DATA LINES:
============================================================

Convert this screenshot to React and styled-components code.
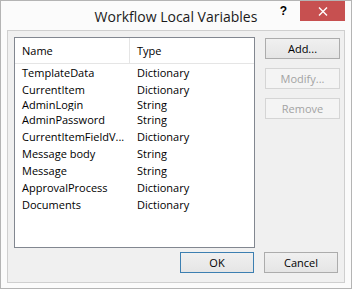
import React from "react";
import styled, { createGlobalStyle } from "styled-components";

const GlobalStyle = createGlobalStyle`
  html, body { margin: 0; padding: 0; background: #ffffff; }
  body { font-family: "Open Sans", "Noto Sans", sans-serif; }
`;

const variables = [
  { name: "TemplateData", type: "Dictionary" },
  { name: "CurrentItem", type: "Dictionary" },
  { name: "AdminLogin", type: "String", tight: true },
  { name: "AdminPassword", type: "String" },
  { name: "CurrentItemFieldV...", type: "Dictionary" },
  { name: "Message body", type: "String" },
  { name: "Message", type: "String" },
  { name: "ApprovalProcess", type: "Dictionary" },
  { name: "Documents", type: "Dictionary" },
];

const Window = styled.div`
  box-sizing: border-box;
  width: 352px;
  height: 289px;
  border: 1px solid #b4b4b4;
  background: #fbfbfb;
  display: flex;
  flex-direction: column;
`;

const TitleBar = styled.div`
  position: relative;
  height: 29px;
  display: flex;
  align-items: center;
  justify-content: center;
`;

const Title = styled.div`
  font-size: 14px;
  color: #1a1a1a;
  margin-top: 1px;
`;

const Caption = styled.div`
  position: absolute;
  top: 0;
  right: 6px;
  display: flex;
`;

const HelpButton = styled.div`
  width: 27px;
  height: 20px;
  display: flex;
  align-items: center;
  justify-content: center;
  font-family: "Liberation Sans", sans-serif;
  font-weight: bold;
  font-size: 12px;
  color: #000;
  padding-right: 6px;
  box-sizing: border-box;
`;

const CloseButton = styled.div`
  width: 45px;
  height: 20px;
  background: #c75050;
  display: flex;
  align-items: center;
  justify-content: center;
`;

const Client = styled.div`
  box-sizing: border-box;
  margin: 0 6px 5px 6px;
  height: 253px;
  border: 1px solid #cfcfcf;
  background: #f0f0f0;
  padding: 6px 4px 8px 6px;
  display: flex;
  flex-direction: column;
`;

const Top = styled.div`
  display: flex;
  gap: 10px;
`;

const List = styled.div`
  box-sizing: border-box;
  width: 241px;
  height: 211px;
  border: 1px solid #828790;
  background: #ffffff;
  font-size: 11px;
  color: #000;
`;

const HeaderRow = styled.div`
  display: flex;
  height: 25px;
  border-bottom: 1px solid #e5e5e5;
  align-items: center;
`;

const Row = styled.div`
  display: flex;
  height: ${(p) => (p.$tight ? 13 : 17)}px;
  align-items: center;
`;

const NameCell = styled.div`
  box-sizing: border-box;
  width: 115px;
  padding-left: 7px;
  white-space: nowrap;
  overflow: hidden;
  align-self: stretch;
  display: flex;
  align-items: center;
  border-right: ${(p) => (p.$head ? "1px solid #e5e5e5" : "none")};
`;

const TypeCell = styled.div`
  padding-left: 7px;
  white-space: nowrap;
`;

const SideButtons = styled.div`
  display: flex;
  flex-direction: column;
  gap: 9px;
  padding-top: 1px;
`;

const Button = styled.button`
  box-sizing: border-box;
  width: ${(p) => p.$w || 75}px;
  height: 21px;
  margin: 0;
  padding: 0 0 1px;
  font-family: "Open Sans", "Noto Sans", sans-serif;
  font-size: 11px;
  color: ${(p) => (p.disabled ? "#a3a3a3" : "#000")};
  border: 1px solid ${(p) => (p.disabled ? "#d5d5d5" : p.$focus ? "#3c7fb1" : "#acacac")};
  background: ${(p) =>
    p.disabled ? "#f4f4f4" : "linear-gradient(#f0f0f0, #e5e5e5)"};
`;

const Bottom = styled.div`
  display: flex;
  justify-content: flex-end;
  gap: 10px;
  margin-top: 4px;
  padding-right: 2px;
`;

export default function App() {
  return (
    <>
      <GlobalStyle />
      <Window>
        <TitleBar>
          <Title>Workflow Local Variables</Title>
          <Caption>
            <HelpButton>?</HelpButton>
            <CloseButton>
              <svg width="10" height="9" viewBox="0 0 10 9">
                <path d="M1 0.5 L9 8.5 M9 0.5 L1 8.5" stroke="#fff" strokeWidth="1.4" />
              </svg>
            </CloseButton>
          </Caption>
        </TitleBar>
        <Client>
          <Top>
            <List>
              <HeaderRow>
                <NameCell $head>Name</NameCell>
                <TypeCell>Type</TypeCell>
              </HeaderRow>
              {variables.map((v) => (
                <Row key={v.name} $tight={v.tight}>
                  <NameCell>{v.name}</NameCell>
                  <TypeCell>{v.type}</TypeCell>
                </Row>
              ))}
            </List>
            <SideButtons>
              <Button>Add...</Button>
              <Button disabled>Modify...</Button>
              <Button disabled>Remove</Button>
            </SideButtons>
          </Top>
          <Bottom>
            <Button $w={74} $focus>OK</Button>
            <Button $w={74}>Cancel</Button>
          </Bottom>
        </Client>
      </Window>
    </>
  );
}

============================================================

WHAT YOU WILL DO: Copy out all of the data word for word. Do not carry over any picture.

SOLUTION FOR THIS EXERCISE:
Convert this screenshot to React and styled-components code.
import React from "react";
import styled, { createGlobalStyle } from "styled-components";

const GlobalStyle = createGlobalStyle`
  html, body { margin: 0; padding: 0; background: #ffffff; }
  body { font-family: "Open Sans", "Noto Sans", sans-serif; }
`;

const variables = [
  { name: "TemplateData", type: "Dictionary" },
  { name: "CurrentItem", type: "Dictionary" },
  { name: "AdminLogin", type: "String", tight: true },
  { name: "AdminPassword", type: "String" },
  { name: "CurrentItemFieldV...", type: "Dictionary" },
  { name: "Message body", type: "String" },
  { name: "Message", type: "String" },
  { name: "ApprovalProcess", type: "Dictionary" },
  { name: "Documents", type: "Dictionary" },
];

const Window = styled.div`
  box-sizing: border-box;
  width: 352px;
  height: 289px;
  border: 1px solid #b4b4b4;
  background: #fbfbfb;
  display: flex;
  flex-direction: column;
`;

const TitleBar = styled.div`
  position: relative;
  height: 29px;
  display: flex;
  align-items: center;
  justify-content: center;
`;

const Title = styled.div`
  font-size: 14px;
  color: #1a1a1a;
  margin-top: 1px;
`;

const Caption = styled.div`
  position: absolute;
  top: 0;
  right: 6px;
  display: flex;
`;

const HelpButton = styled.div`
  width: 27px;
  height: 20px;
  display: flex;
  align-items: center;
  justify-content: center;
  font-family: "Liberation Sans", sans-serif;
  font-weight: bold;
  font-size: 12px;
  color: #000;
  padding-right: 6px;
  box-sizing: border-box;
`;

const CloseButton = styled.div`
  width: 45px;
  height: 20px;
  background: #c75050;
  display: flex;
  align-items: center;
  justify-content: center;
`;

const Client = styled.div`
  box-sizing: border-box;
  margin: 0 6px 5px 6px;
  height: 253px;
  border: 1px solid #cfcfcf;
  background: #f0f0f0;
  padding: 6px 4px 8px 6px;
  display: flex;
  flex-direction: column;
`;

const Top = styled.div`
  display: flex;
  gap: 10px;
`;

const List = styled.div`
  box-sizing: border-box;
  width: 241px;
  height: 211px;
  border: 1px solid #828790;
  background: #ffffff;
  font-size: 11px;
  color: #000;
`;

const HeaderRow = styled.div`
  display: flex;
  height: 25px;
  border-bottom: 1px solid #e5e5e5;
  align-items: center;
`;

const Row = styled.div`
  display: flex;
  height: ${(p) => (p.$tight ? 13 : 17)}px;
  align-items: center;
`;

const NameCell = styled.div`
  box-sizing: border-box;
  width: 115px;
  padding-left: 7px;
  white-space: nowrap;
  overflow: hidden;
  align-self: stretch;
  display: flex;
  align-items: center;
  border-right: ${(p) => (p.$head ? "1px solid #e5e5e5" : "none")};
`;

const TypeCell = styled.div`
  padding-left: 7px;
  white-space: nowrap;
`;

const SideButtons = styled.div`
  display: flex;
  flex-direction: column;
  gap: 9px;
  padding-top: 1px;
`;

const Button = styled.button`
  box-sizing: border-box;
  width: ${(p) => p.$w || 75}px;
  height: 21px;
  margin: 0;
  padding: 0 0 1px;
  font-family: "Open Sans", "Noto Sans", sans-serif;
  font-size: 11px;
  color: ${(p) => (p.disabled ? "#a3a3a3" : "#000")};
  border: 1px solid ${(p) => (p.disabled ? "#d5d5d5" : p.$focus ? "#3c7fb1" : "#acacac")};
  background: ${(p) =>
    p.disabled ? "#f4f4f4" : "linear-gradient(#f0f0f0, #e5e5e5)"};
`;

const Bottom = styled.div`
  display: flex;
  justify-content: flex-end;
  gap: 10px;
  margin-top: 4px;
  padding-right: 2px;
`;

export default function App() {
  return (
    <>
      <GlobalStyle />
      <Window>
        <TitleBar>
          <Title>Workflow Local Variables</Title>
          <Caption>
            <HelpButton>?</HelpButton>
            <CloseButton>
              <svg width="10" height="9" viewBox="0 0 10 9">
                <path d="M1 0.5 L9 8.5 M9 0.5 L1 8.5" stroke="#fff" strokeWidth="1.4" />
              </svg>
            </CloseButton>
          </Caption>
        </TitleBar>
        <Client>
          <Top>
            <List>
              <HeaderRow>
                <NameCell $head>Name</NameCell>
                <TypeCell>Type</TypeCell>
              </HeaderRow>
              {variables.map((v) => (
                <Row key={v.name} $tight={v.tight}>
                  <NameCell>{v.name}</NameCell>
                  <TypeCell>{v.type}</TypeCell>
                </Row>
              ))}
            </List>
            <SideButtons>
              <Button>Add...</Button>
              <Button disabled>Modify...</Button>
              <Button disabled>Remove</Button>
            </SideButtons>
          </Top>
          <Bottom>
            <Button $w={74} $focus>OK</Button>
            <Button $w={74}>Cancel</Button>
          </Bottom>
        </Client>
      </Window>
    </>
  );
}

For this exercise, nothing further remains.